Dans son jugement précité, le tribunal administratif a annulé les décisions antérieures de refus de délivrance de l’agrément ministériel d’instructeur sollicité par votre cliente, basées sur la double condition consistant dans l’exercice de cette activité professionnelle accessoire pendant au moins une journée par semaine, se répartissant à raison d’un quart sur l’enseignement de la théorie et à raison de trois quarts sur l’instruction pratique.

Il a été donné suite à ce jugement par la délivrance, le 26 juin 2003, de l’agrément ministériel en question à Madame ….

La mention restrictive figurant sur l’agrément ministériel de votre mandante ne fait que reprendre les conditions dont est assortie l’autorisation du 30 septembre 1999 du collège échevinal de la Ville de Luxembourg (copie en annexe) qui constitue un préalable indispensable à l’exercice de l’activité professionnelle accessoire d’instructeur ainsi qu’à la délivrance de l’agrément ministériel requis pour ce faire.

Le jugement du tribunal administratif du 20 janvier 2003 que vous invoquez reste muet à ce sujet.

J’en déduis que l’agrément ministériel d’instructeur a été délivré à votre mandante dans le respect des formes légales requises.

Veuillez croire, Maître, à l’expression de ma parfaite considération ».

Par requête déposée le 17 octobre 2003, Madame … a saisi le tribunal administratif d’un recours contentieux tendant à la réformation sinon à l’annulation des deux décisions ministérielles prévisées des 26 juin et 18 août 2002.

A l’appui de son recours, la demanderesse fait soutenir que tout comme les deux premières décisions qui ont été annulées par la juridiction administrative, les décisions litigieuses seraient viciées en ce qu’il ne se dégage d’aucune disposition légale « que le Ministre serait en droit de fixer un minimum (sic) par rapport aux leçons à donner ou encore à fixer le nombre de cours par semaine » et « qu’en posant la restriction incriminée, le Ministre a posé une nouvelle fois des exigences qui dépassent la réglementation du 8 août 2000 en vigueur ».

Même si l’Etat n’a pas comparu dans le délai légal prévu à l’article 5 de la loi modifiée du 21 juin 1999 portant règlement de procédure devant les juridictions administratives, il n’en reste pas moins que, conformément à son article 6, le tribunal est amené à statuer à l’égard de toutes les parties suivant un jugement ayant les effets d’une décision contradictoire.

QUANT AU RECOURS PRINCIPAL EN REFORMATION Aucune disposition légale ne prévoyant un recours de pleine juridiction en la matière, le tribunal est incompétent pour connaître du recours en réformation introduit en ordre principal.

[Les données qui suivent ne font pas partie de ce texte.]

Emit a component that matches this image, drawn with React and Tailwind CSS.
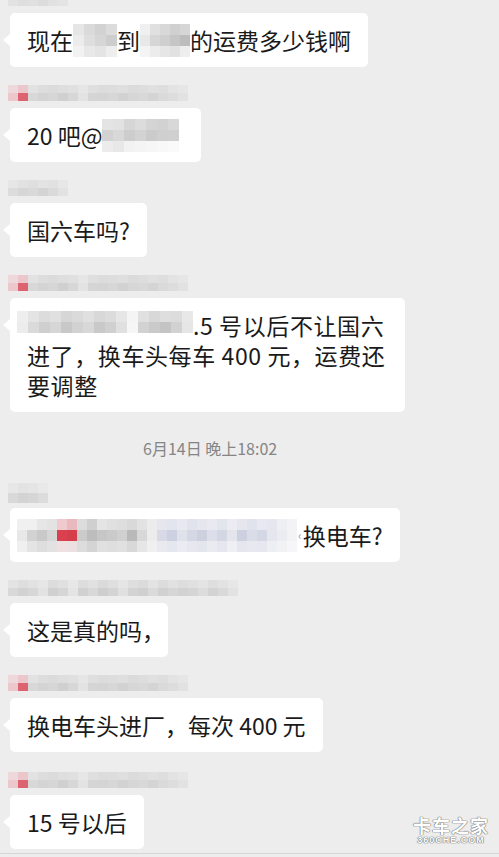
import React from 'react';

// pixelated "mosaic" blocks that hide names in the screenshot
const Mosaic = ({ rows, cell, className = '' }) => (
    <span className={`flex shrink-0 flex-col ${className}`}>
        {rows.map((row, i) => (
            <span key={i} className="flex">
                {row.map((c, j) => (
                    <span key={j} className={`${cell} ${c}`} />
                ))}
            </span>
        ))}
    </span>
);

const nameRed = [
    ['bg-[#efd8db]', 'bg-[#ebc6cb]', 'bg-[#e2e2e2]', 'bg-[#dddddd]', 'bg-[#dbdbdb]', 'bg-[#dedede]', 'bg-[#e0e0e0]', 'bg-[#e6e6e6]', 'bg-[#dfdfdf]', 'bg-[#dcdcdc]', 'bg-[#dddddd]', 'bg-[#dfdfdf]', 'bg-[#dbdbdb]', 'bg-[#dddddd]', 'bg-[#e0e0e0]', 'bg-[#dedede]', 'bg-[#e3e3e3]', 'bg-[#e6e6e6]'],
    ['bg-[#ecc8cc]', 'bg-[#dc6470]', 'bg-[#d8d8d8]', 'bg-[#d4d4d4]', 'bg-[#d6d6d6]', 'bg-[#d0d0d0]', 'bg-[#d7d7d7]', 'bg-[#e3e3e3]', 'bg-[#d5d5d5]', 'bg-[#d4d4d4]', 'bg-[#d7d7d7]', 'bg-[#d2d2d2]', 'bg-[#d6d6d6]', 'bg-[#d8d8d8]', 'bg-[#d4d4d4]', 'bg-[#dadada]', 'bg-[#dddddd]', 'bg-[#e2e2e2]'],
];

const nameTop = [
    ['bg-[#e2e2e2]', 'bg-[#dedede]', 'bg-[#e0e0e0]', 'bg-[#dcdcdc]', 'bg-[#e1e1e1]', 'bg-[#e4e4e4]'],
];

const nameShort = [
    ['bg-[#e6e6e6]', 'bg-[#e2e2e2]', 'bg-[#dfdfdf]', 'bg-[#e3e3e3]', 'bg-[#e1e1e1]', 'bg-[#e7e7e7]'],
    ['bg-[#dcdcdc]', 'bg-[#d6d6d6]', 'bg-[#d9d9d9]', 'bg-[#d4d4d4]', 'bg-[#dadada]', 'bg-[#e2e2e2]'],
];

const nameTiny = [
    ['bg-[#e7e7e7]', 'bg-[#e3e3e3]', 'bg-[#e5e5e5]', 'bg-[#e9e9e9]'],
    ['bg-[#d9d9d9]', 'bg-[#d3d3d3]', 'bg-[#d6d6d6]', 'bg-[#dcdcdc]'],
];

const nameLong = [
    ['bg-[#e3e3e3]', 'bg-[#dedede]', 'bg-[#e2e2e2]', 'bg-[#e6e6e6]', 'bg-[#dcdcdc]', 'bg-[#e0e0e0]', 'bg-[#e7e7e7]', 'bg-[#dddddd]', 'bg-[#e1e1e1]', 'bg-[#dadada]', 'bg-[#dfdfdf]', 'bg-[#e5e5e5]', 'bg-[#dedede]', 'bg-[#dbdbdb]', 'bg-[#e3e3e3]', 'bg-[#dcdcdc]', 'bg-[#e1e1e1]', 'bg-[#dddddd]', 'bg-[#e0e0e0]', 'bg-[#e4e4e4]', 'bg-[#dedede]', 'bg-[#e2e2e2]', 'bg-[#e7e7e7]'],
    ['bg-[#d8d8d8]', 'bg-[#d2d2d2]', 'bg-[#d7d7d7]', 'bg-[#e2e2e2]', 'bg-[#d0d0d0]', 'bg-[#d6d6d6]', 'bg-[#e4e4e4]', 'bg-[#d1d1d1]', 'bg-[#d8d8d8]', 'bg-[#cecece]', 'bg-[#d4d4d4]', 'bg-[#e0e0e0]', 'bg-[#d3d3d3]', 'bg-[#d0d0d0]', 'bg-[#dadada]', 'bg-[#d1d1d1]', 'bg-[#d6d6d6]', 'bg-[#d2d2d2]', 'bg-[#d5d5d5]', 'bg-[#dcdcdc]', 'bg-[#d3d3d3]', 'bg-[#d9d9d9]', 'bg-[#e2e2e2]'],
];

const blurA = [
    ['bg-[#e6e6e6]', 'bg-[#dadada]', 'bg-[#d2d2d2]', 'bg-[#dcdcdc]'],
    ['bg-[#ececec]', 'bg-[#dedede]', 'bg-[#d6d6d6]', 'bg-[#cdcdcd]'],
    ['bg-[#f2f2f2]', 'bg-[#e8e8e8]', 'bg-[#e4e4e4]', 'bg-[#eeeeee]'],
];

const blurB = [
    ['bg-[#f0f0f0]', 'bg-[#e0e0e0]', 'bg-[#d8d8d8]', 'bg-[#d0d0d0]', 'bg-[#d6d6d6]'],
    ['bg-[#e8e8e8]', 'bg-[#d6d6d6]', 'bg-[#cfcfcf]', 'bg-[#c6c6c6]', 'bg-[#bdbdbd]'],
    ['bg-[#f4f4f4]', 'bg-[#ececec]', 'bg-[#e6e6e6]', 'bg-[#e2e2e2]', 'bg-[#eeeeee]'],
];

const blurAt = [
    ['bg-[#e4e4e4]', 'bg-[#e2e2e2]', 'bg-[#d6d6d6]', 'bg-[#dcdcdc]', 'bg-[#d4d4d4]', 'bg-[#d2d2d2]', 'bg-[#d8d8d8]'],
    ['bg-[#d2d2d2]', 'bg-[#d8d8d8]', 'bg-[#cdcdcd]', 'bg-[#d3d3d3]', 'bg-[#cbcbcb]', 'bg-[#cfcfcf]', 'bg-[#d0d0d0]'],
    ['bg-[#ececec]', 'bg-[#e8e8e8]', 'bg-[#f2f2f2]', 'bg-[#f4f4f4]', 'bg-[#f6f6f6]', 'bg-[#f8f8f8]', 'bg-[#fafafa]'],
];

const blurMention = [
    ['bg-[#eeeeee]', 'bg-[#e4e4e4]', 'bg-[#dcdcdc]', 'bg-[#e0e0e0]', 'bg-[#d6d6d6]', 'bg-[#dadada]', 'bg-[#e0e0e0]', 'bg-[#d8d8d8]', 'bg-[#dcdcdc]', 'bg-[#e6e6e6]', 'bg-[#f4f4f4]', 'bg-[#e0e0e0]', 'bg-[#d8d8d8]', 'bg-[#dedede]', 'bg-[#dcdcdc]', 'bg-[#e8e8e8]'],
    ['bg-[#ececec]', 'bg-[#dadada]', 'bg-[#cfcfcf]', 'bg-[#d6d6d6]', 'bg-[#c8c8c8]', 'bg-[#d2d2d2]', 'bg-[#d8d8d8]', 'bg-[#c9c9c9]', 'bg-[#d0d0d0]', 'bg-[#e0e0e0]', 'bg-[#f6f6f6]', 'bg-[#d2d2d2]', 'bg-[#cacaca]', 'bg-[#c4c4c4]', 'bg-[#d2d2d2]', 'bg-[#e6e6e6]'],
];

const blurQuote = [
    ['bg-[#f0f0f0]', 'bg-[#f0f0f0]', 'bg-[#e6e6e6]', 'bg-[#e3e3e3]', 'bg-[#f0c9cf]', 'bg-[#eab9c0]', 'bg-[#dcdcdc]', 'bg-[#cfcfcf]', 'bg-[#e4e4e4]', 'bg-[#e0e0e0]', 'bg-[#dedede]', 'bg-[#d9d9d9]', 'bg-[#e2e2e2]', 'bg-[#ececec]', 'bg-[#e6e7ee]', 'bg-[#e3e5ee]', 'bg-[#e8e9f0]', 'bg-[#e0e2ec]', 'bg-[#e6e7ee]', 'bg-[#e9eaf1]', 'bg-[#e3e5ed]', 'bg-[#ebebf1]', 'bg-[#e6e7ee]', 'bg-[#e1e3ec]', 'bg-[#e8e9f0]', 'bg-[#e5e6ee]', 'bg-[#eeeff3]', 'bg-[#f3f3f6]'],
    ['bg-[#e8e8e8]', 'bg-[#d2d2d2]', 'bg-[#c9c9c9]', 'bg-[#d6d6d6]', 'bg-[#d9414f]', 'bg-[#d63e4c]', 'bg-[#cbcbcb]', 'bg-[#bdbdbd]', 'bg-[#c6c6c6]', 'bg-[#cacaca]', 'bg-[#d0d0d0]', 'bg-[#b9b9b9]', 'bg-[#d8d8d8]', 'bg-[#ececec]', 'bg-[#d7d9e6]', 'bg-[#ccd0e0]', 'bg-[#dfe1eb]', 'bg-[#d4d7e4]', 'bg-[#ccd0df]', 'bg-[#dcdfea]', 'bg-[#d3d6e3]', 'bg-[#e3e4ec]', 'bg-[#ccd0df]', 'bg-[#dadde8]', 'bg-[#d4d7e4]', 'bg-[#e5e6ee]', 'bg-[#ebecf1]', 'bg-[#f3f3f6]'],
    ['bg-[#f0f0f0]', 'bg-[#e4e4e4]', 'bg-[#dedede]', 'bg-[#e2e2e2]', 'bg-[#efe0e2]', 'bg-[#ece0e1]', 'bg-[#dcdcdc]', 'bg-[#d4d4d4]', 'bg-[#e0e0e0]', 'bg-[#dedede]', 'bg-[#e0e0e0]', 'bg-[#d8d8d8]', 'bg-[#e6e6e6]', 'bg-[#f0f0f0]', 'bg-[#e9eaf0]', 'bg-[#e5e7ee]', 'bg-[#ebecf1]', 'bg-[#e7e8ef]', 'bg-[#e4e6ed]', 'bg-[#eaebf1]', 'bg-[#e6e7ee]', 'bg-[#eeeef3]', 'bg-[#e6e7ee]', 'bg-[#e8e9f0]', 'bg-[#e7e8ef]', 'bg-[#eeeff3]', 'bg-[#f2f2f5]', 'bg-[#f6f6f8]'],
];

const Bubble = ({ children, className = '' }) => (
    <div className={`relative ml-[10px] rounded-[5px] bg-white px-[17px] py-[12px] text-[23px] text-[#1a1a1a] ${className}`}>
        <span className="absolute left-[-7px] top-[21px] h-0 w-0 border-y-[6px] border-r-[7px] border-y-transparent border-r-white" />
        {children}
    </div>
);

const Line = ({ children }) => (
    <div className="flex h-[30px] items-center whitespace-pre leading-[30px]">{children}</div>
);

const Name = ({ rows, cell = 'w-[10px] h-[8px]', className = 'mt-[18px] mb-[7px]' }) => (
    <div className={`ml-[8px] flex ${className}`}>
        <Mosaic rows={rows} cell={cell} />
    </div>
);

const App = () => {
    return (
        <div className="relative flex h-[857px] flex-col overflow-hidden bg-[#ededed] font-['Noto_Sans_CJK_SC',sans-serif]">
            <Name rows={nameTop} cell="w-[10px] h-[6px]" className="mb-[7px]" />
            <Bubble className="w-fit">
                <Line>
                    现在
                    <Mosaic rows={blurA} cell="w-[11px] h-[11px]" />
                    到
                    <Mosaic rows={blurB} cell="w-[10px] h-[11px]" />
                    的运费多少钱啊
                </Line>
            </Bubble>

            <Name rows={nameRed} />
            <Bubble className="w-fit pr-[22px]">
                <Line>
                    20 吧@
                    <Mosaic rows={blurAt} cell="w-[11px] h-[11px]" />
                </Line>
            </Bubble>

            <Name rows={nameShort} />
            <Bubble className="w-fit">
                <Line>国六车吗?</Line>
            </Bubble>

            <Name rows={nameRed} />
            <Bubble className="w-[395px] tracking-[0.6px]">
                <Line>
                    <Mosaic rows={blurMention} cell="w-[11px] h-[11px]" className="-ml-[10px] -mt-[6px]" />
                    .5 号以后不让国六
                </Line>
                <Line>进了，换车头每车 400 元，运费还</Line>
                <Line>要调整</Line>
            </Bubble>

            <div className="mt-[26px] pl-[143px] text-[16px] leading-[20px] text-[#858585]">
                6月14日 晚上18:02
            </div>

            <Name rows={nameTiny} cell="w-[10px] h-[10px]" className="mt-[25px] mb-[5px]" />
            <Bubble className="w-fit">
                <Line>
                    <Mosaic rows={blurQuote} cell="w-[10px] h-[11px]" className="-ml-[10px]" />
                    <span className="mx-[1px] text-[12px] text-[#9a9a9a]">‹</span>
                    换电车?
                </Line>
            </Bubble>

            <Name rows={nameLong} />
            <Bubble className="w-fit">
                <Line>
                    这是真的吗
                    <span className="w-[9px]">，</span>
                </Line>
            </Bubble>

            <Name rows={nameRed} />
            <Bubble className="w-fit">
                <Line>换电车头进厂，每次 400 元</Line>
            </Bubble>

            <Name rows={nameRed} className="mt-[20px] mb-[7px]" />
            <Bubble className="w-fit">
                <Line>15 号以后</Line>
            </Bubble>

            <div className="mt-[4px] h-px bg-[#d6d6d6]" />

            <div className="absolute bottom-[12px] right-[10px] flex flex-col items-center text-white [text-shadow:0_0_1px_#6f6f6f,0_0_1px_#6f6f6f,0_0_1px_#6f6f6f]">
                <span className="text-[18px] font-bold leading-[19px] tracking-[1px]">卡车之家</span>
                <span className="font-['Liberation_Sans',sans-serif] text-[9px] font-bold leading-[10px] tracking-[1px]">360CHE.COM</span>
            </div>
        </div>
    );
};

export default App;
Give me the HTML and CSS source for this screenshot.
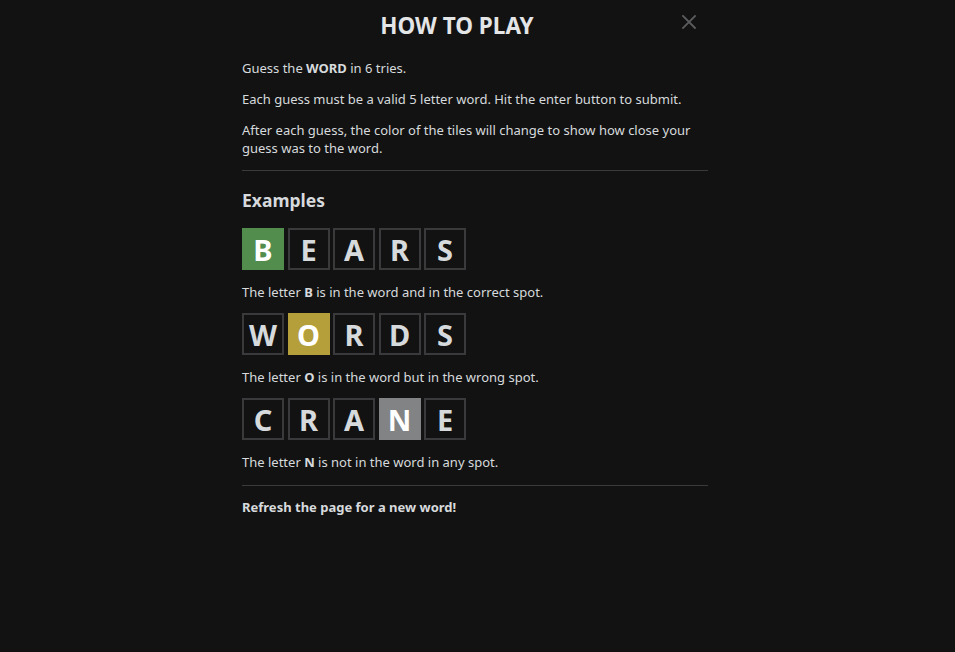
FILE: index.html
```html
<!DOCTYPE html>
<html lang="en">
<head>
<meta charset="utf-8">
<title>How to play</title>
<link rel="stylesheet" href="styles.css">
</head>
<body>
<main class="help">
  <header class="help-header">
    <h1 class="help-title">HOW TO PLAY</h1>
    <button class="close" aria-label="Close">
      <svg width="14" height="14" viewBox="0 0 14 14"><path d="M1 1 L13 13 M13 1 L1 13" stroke="#5b5c5e" stroke-width="1.8" fill="none" stroke-linecap="square"/></svg>
    </button>
  </header>
  <section class="intro">
    <p>Guess the <strong>WORD</strong> in 6 tries.</p>
    <p>Each guess must be a valid 5 letter word. Hit the enter button to submit.</p>
    <p>After each guess, the color of the tiles will change to show how close your guess was to the word.</p>
  </section>
  <hr class="rule">
  <section class="examples">
    <h2 class="examples-title">Examples</h2>
    <div class="row">
      <div class="tile correct">B</div><div class="tile">E</div><div class="tile">A</div><div class="tile">R</div><div class="tile">S</div>
    </div>
    <p class="caption">The letter <strong>B</strong> is in the word and in the correct spot.</p>
    <div class="row">
      <div class="tile">W</div><div class="tile present">O</div><div class="tile">R</div><div class="tile">D</div><div class="tile">S</div>
    </div>
    <p class="caption">The letter <strong>O</strong> is in the word but in the wrong spot.</p>
    <div class="row">
      <div class="tile">C</div><div class="tile">R</div><div class="tile">A</div><div class="tile absent">N</div><div class="tile">E</div>
    </div>
    <p class="caption">The letter <strong>N</strong> is not in the word in any spot.</p>
  </section>
  <hr class="rule rule-bottom">
  <p class="refresh">Refresh the page for a new word!</p>
</main>
</body>
</html>
```

FILE: styles.css
```css
html, body {
  margin: 0;
  padding: 0;
  background: #121213;
  height: 100%;
}
body {
  font-family: "Noto Sans", "Open Sans", sans-serif;
  color: #d7dadc;
  font-size: 13px;
}
.help {
  width: 466px;
  margin: 0 0 0 242px;
  padding-top: 8px;
}
.help-header {
  display: flex;
  align-items: flex-start;
  height: 34px;
}
.help-title {
  flex: 1;
  margin: 0;
  padding-top: 2px;
  text-align: center;
  font-size: 22.5px;
  line-height: 32px;
  font-weight: 700;
  color: #e3e5e6;
}
.close {
  width: 36px;
  height: 32px;
  padding: 0;
  margin: 0;
  border: 0;
  background: none;
  display: flex;
  align-items: center;
  justify-content: center;
  transform: translate(-1px, -2px);
}
.intro {
  padding-top: 17px;
}
.intro p {
  margin: 0 0 13px;
  line-height: 18px;
}
.intro p:last-child {
  margin-bottom: 0;
}
.rule {
  border: 0;
  height: 1px;
  background: #3a3a3c;
  margin: 13px 0 0;
}
.examples-title {
  margin: 18px 0 0;
  font-size: 17.5px;
  line-height: 22px;
  font-weight: 700;
  color: #d7dadc;
}
.row {
  display: flex;
  gap: 3.5px;
  margin-top: 12px;
}
.examples-title + .row {
  margin-top: 17px;
}
.tile {
  box-sizing: border-box;
  width: 42px;
  height: 42px;
  border: 2px solid #3a3a3c;
  display: flex;
  align-items: center;
  justify-content: center;
  font-size: 29px;
  font-weight: 700;
  color: #d7dadc;
  line-height: 1;
}
.tile.correct {
  background: #538d4e;
  border-color: #538d4e;
  color: #fff;
}
.tile.present {
  background: #b59f3b;
  border-color: #b59f3b;
  color: #fff;
}
.tile.absent {
  background: #818384;
  border-color: #818384;
  color: #fff;
}
.caption {
  margin: 13px 0 0;
  line-height: 18px;
}
.rule-bottom {
  margin-top: 14px;
}
.refresh {
  margin: 12px 0 0;
  line-height: 18px;
  font-weight: 700;
}
```
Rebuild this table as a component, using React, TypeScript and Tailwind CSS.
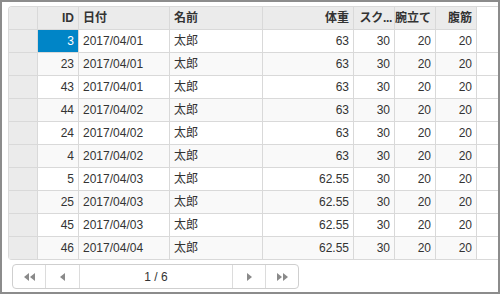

QUANT AU RECOURS SUBSIDIAIRE EN ANNULATION Le recours en annulation ayant été introduit suivant les formes et délai prévus par la loi, il est recevable.

Le recours est également fondé.

En effet, sans remettre en question l’obligation parallèle au titre de laquelle l’exercice de l’activité professionnelle d’instructeur à titre accessoire requiert l’accord de l’employeur de la demanderesse, force est de constater que cette obligation, faute de disposition légale ou réglementaire l’érigeant en condition préalable pour l’octroi de l’agrément ministériel des instructeurs de candidats-conducteurs, ne relève que des rapports entre l’employé et l’employeur.

Ainsi, s’il est vrai qu’à travers le recours sous examen et son objet spécifique, Madame … ne saurait tendre à remettre en cause la validité de l’autorisation lui délivrée par son employeur le 14 juillet 1999 et des limitations y spécifiées, il n’en reste pas moins que l’existence de cette autorisation ne saurait justifier que le ministre des Transports, lequel est nécessairement cantonné dans les limites de ses attributions spécifiques, restreigne la validité de l’agrément délivré par l’introduction d’une limitation qui n’est pas prévue par les dispositions spécifiques gouvernant l’agrément ministériel des instructeurs de candidats-conducteurs.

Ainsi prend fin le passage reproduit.